__MATERIAL__.
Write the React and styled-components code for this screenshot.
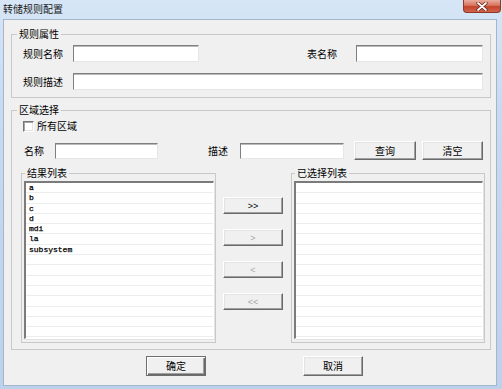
import React from 'react';
import styled, { createGlobalStyle } from 'styled-components';

const GlobalStyle = createGlobalStyle`
  html, body {
    margin: 0;
    padding: 0;
  }
  body {
    background: #c0d5ee;
    font-family: "Noto Sans CJK SC", "Liberation Sans", sans-serif;
  }
`;

const Window = styled.div`
  width: 502px;
  height: 389px;
  display: flex;
  flex-direction: column;
  background: linear-gradient(180deg, #d6e6f7 0%, #c6daf0 30%, #bcd2ec 100%);
  overflow: hidden;
`;

const TitleBar = styled.div`
  height: 19px;
  flex: none;
  display: flex;
  align-items: flex-start;
  justify-content: space-between;
  padding-left: 3px;
`;

const Title = styled.div`
  font-size: 10px;
  line-height: 12px;
  margin-top: 3px;
  color: #1a1a1a;
`;

const CloseButton = styled.div`
  width: 38px;
  height: 13px;
  margin-right: 1px;
  box-sizing: border-box;
  border: 1px solid #8c3728;
  border-top: none;
  border-radius: 0 0 4px 4px;
  background: linear-gradient(180deg, #e9ad9f 0%, #d7735d 45%, #c3432c 55%, #d2654a 100%);
  display: flex;
  align-items: center;
  justify-content: center;
`;

const Client = styled.div`
  flex: 1;
  margin: 0 5px 3px 3px;
  background: #f0f0f0;
  border: 1px solid #a3b6cb;
  padding: 7px 5px 0 7px;
  box-sizing: border-box;
  display: flex;
  flex-direction: column;
`;

const Group = styled.fieldset`
  margin: 0;
  min-width: 0;
  box-sizing: border-box;
  border: 1px solid #c8c8c8;
  height: ${(p) => p.$h}px;
  width: ${(p) => (p.$w ? `${p.$w}px` : 'auto')};
  flex: none;
  padding: ${(p) => p.$pad};
`;

const Legend = styled.legend`
  font-size: 10px;
  line-height: 14px;
  padding: 0 2px;
  margin-left: ${(p) => p.$x}px;
  color: #000;
`;

const Row = styled.div`
  display: flex;
  align-items: center;
  height: ${(p) => p.$h || 17}px;
  margin-top: ${(p) => p.$top || 0}px;
`;

const Label = styled.span`
  font-size: 10px;
  line-height: 12px;
  color: #000;
  white-space: nowrap;
  flex: none;
  width: ${(p) => (p.$w ? `${p.$w}px` : 'auto')};
  padding-left: ${(p) => p.$pl || 0}px;
  box-sizing: border-box;
  margin-left: ${(p) => p.$ml || 0}px;
  margin-right: ${(p) => p.$mr || 0}px;
`;

const TextBox = styled.input`
  height: ${(p) => p.$h || 17}px;
  box-sizing: border-box;
  background: #fff;
  border-style: solid;
  border-width: 1px;
  border-color: #7f7f7f #e6e6e6 #e6e6e6 #7f7f7f;
  box-shadow: inset 0 1px 0 #b9b9b9;
  outline: none;
  padding: 0 2px;
  margin: 0;
  font-size: 10px;
  width: ${(p) => (p.$w ? `${p.$w}px` : 'auto')};
  flex: ${(p) => (p.$w ? 'none' : '1')};
  min-width: 0;
`;

const Spacer = styled.div`
  flex: 1;
`;

const Button = styled.button`
  width: ${(p) => p.$w}px;
  height: ${(p) => p.$h}px;
  flex: none;
  box-sizing: border-box;
  padding: 0;
  margin: 0;
  background: #f0f0f0;
  font-family: ${(p) => (p.$arrow ? '"Liberation Sans", sans-serif' : '"Noto Sans CJK SC", sans-serif')};
  font-size: ${(p) => (p.$arrow ? 9 : 10)}px;
  line-height: 12px;
  color: ${(p) => (p.disabled ? '#a8a8a8' : '#000')};
  border: 1px solid;
  border-color: ${(p) => (p.$default ? '#6e6e6e' : '#fff #696969 #696969 #fff')};
  box-shadow: ${(p) =>
    p.$default
      ? 'inset 1px 1px 0 #fff, inset -1px -1px 0 #696969, inset -2px -2px 0 #a0a0a0'
      : 'inset -1px -1px 0 #a0a0a0, inset 1px 1px 0 #e3e3e3'};
  margin-left: ${(p) => p.$ml || 0}px;
`;

const CheckRow = styled.div`
  display: flex;
  align-items: center;
  height: 14px;
  margin-top: 2px;
  padding-left: 2px;
  gap: 3px;
`;

const CheckBox = styled.span`
  width: 11px;
  height: 11px;
  box-sizing: border-box;
  border: 1px solid;
  border-color: #747474 #fff #fff #747474;
  box-shadow: inset 1px 1px 0 #a5a5a5, inset -1px -1px 0 #e3e3e3;
  background: #fff;
`;

const ListsRow = styled.div`
  display: flex;
  margin-top: 6px;
`;

const ListBox = styled.div`
  height: 158px;
  box-sizing: border-box;
  background: #fff;
  border-style: solid;
  border-width: 2px 1px 1px 2px;
  border-color: #7b7b7b #fff #fff #7b7b7b;
  box-shadow: 1px 1px 0 #e3e3e3;
  overflow: hidden;
`;

const ListRow = styled.div`
  height: 10.3px;
  box-sizing: border-box;
  border-bottom: 1px solid #ededed;
  padding-left: 3px;
  font-family: "Liberation Mono", "DejaVu Sans Mono", monospace;
  font-size: 8px;
  line-height: 9px;
  color: #000;
  -webkit-text-stroke: 0.25px #000;
  white-space: pre;
`;

const MoveColumn = styled.div`
  width: 60px;
  flex: none;
  margin: 0 8px 0 7px;
  padding-top: 31px;
  display: flex;
  flex-direction: column;
  gap: 15px;
`;

const Footer = styled.div`
  display: flex;
  margin-top: 6px;
  padding-left: 135px;
  gap: 97px;
`;

const results = ['a', 'b', 'c', 'd', 'mdi', 'la', 'subsystem'];

function List({ items }) {
  const rows = [];
  for (let i = 0; i < 15; i++) rows.push(items[i] || '');
  return (
    <ListBox>
      {rows.map((t, i) => (
        <ListRow key={i}>{t}</ListRow>
      ))}
    </ListBox>
  );
}

export default function App() {
  return (
    <>
      <GlobalStyle />
      <Window>
        <TitleBar>
          <Title>转储规则配置</Title>
          <CloseButton>
            <svg width="12" height="9" viewBox="0 0 12 9">
              <path d="M2 1 L10 8 M10 1 L2 8" stroke="#5a1a10" strokeWidth="3.2" strokeLinecap="round" />
              <path d="M2 1 L10 8 M10 1 L2 8" stroke="#fff" strokeWidth="1.8" strokeLinecap="round" />
            </svg>
          </CloseButton>
        </TitleBar>
        <Client>
          <Group $h={71} $pad="4px 7px 0 11px">
            <Legend $x={-6}>规则属性</Legend>
            <Row>
              <Label $w={50}>规则名称</Label>
              <TextBox $w={126} readOnly />
              <Spacer />
              <Label $mr={19}>表名称</Label>
              <TextBox $w={127} readOnly />
            </Row>
            <Row $top={11}>
              <Label $w={50}>规则描述</Label>
              <TextBox readOnly />
            </Row>
          </Group>
          <Group $h={247} $pad="0 5px 0 9px" style={{ marginTop: 5 }}>
            <Legend $x={-4}>区域选择</Legend>
            <CheckRow>
              <CheckBox />
              <Label>所有区域</Label>
            </CheckRow>
            <Row $h={19} $top={8}>
              <Label $w={34} $pl={3}>名称</Label>
              <TextBox $w={103} $h={16} readOnly />
              <Spacer />
              <Label $w={32}>描述</Label>
              <TextBox $w={104} $h={16} readOnly />
              <Button $w={62} $h={19} $ml={10}>查询</Button>
              <Button $w={61} $h={19} $ml={6}>清空</Button>
              <div style={{ width: 2 }} />
            </Row>
            <ListsRow>
              <Group $h={177} $w={195} $pad="1px 1px 3px 2px">
                <Legend $x={1}>结果列表</Legend>
                <List items={results} />
              </Group>
              <MoveColumn>
                <Button $w={60} $h={17} $arrow>&gt;&gt;</Button>
                <Button $w={60} $h={17} $arrow disabled>&gt;</Button>
                <Button $w={60} $h={17} $arrow disabled>&lt;</Button>
                <Button $w={60} $h={17} $arrow disabled>&lt;&lt;</Button>
              </MoveColumn>
              <Group $h={177} $w={194} $pad="1px 1px 3px 2px">
                <Legend $x={1}>已选择列表</Legend>
                <List items={[]} />
              </Group>
            </ListsRow>
          </Group>
          <Footer>
            <Button $w={60} $h={20} $default>确定</Button>
            <Button $w={60} $h={20}>取消</Button>
          </Footer>
        </Client>
      </Window>
    </>
  );
}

__WHAT TO WORK ON__. Find the lines above that contain the word "components" and collect them.

__FINISHED EXERCISE__.
Write the React and styled-components code for this screenshot.
import styled, { createGlobalStyle } from 'styled-components';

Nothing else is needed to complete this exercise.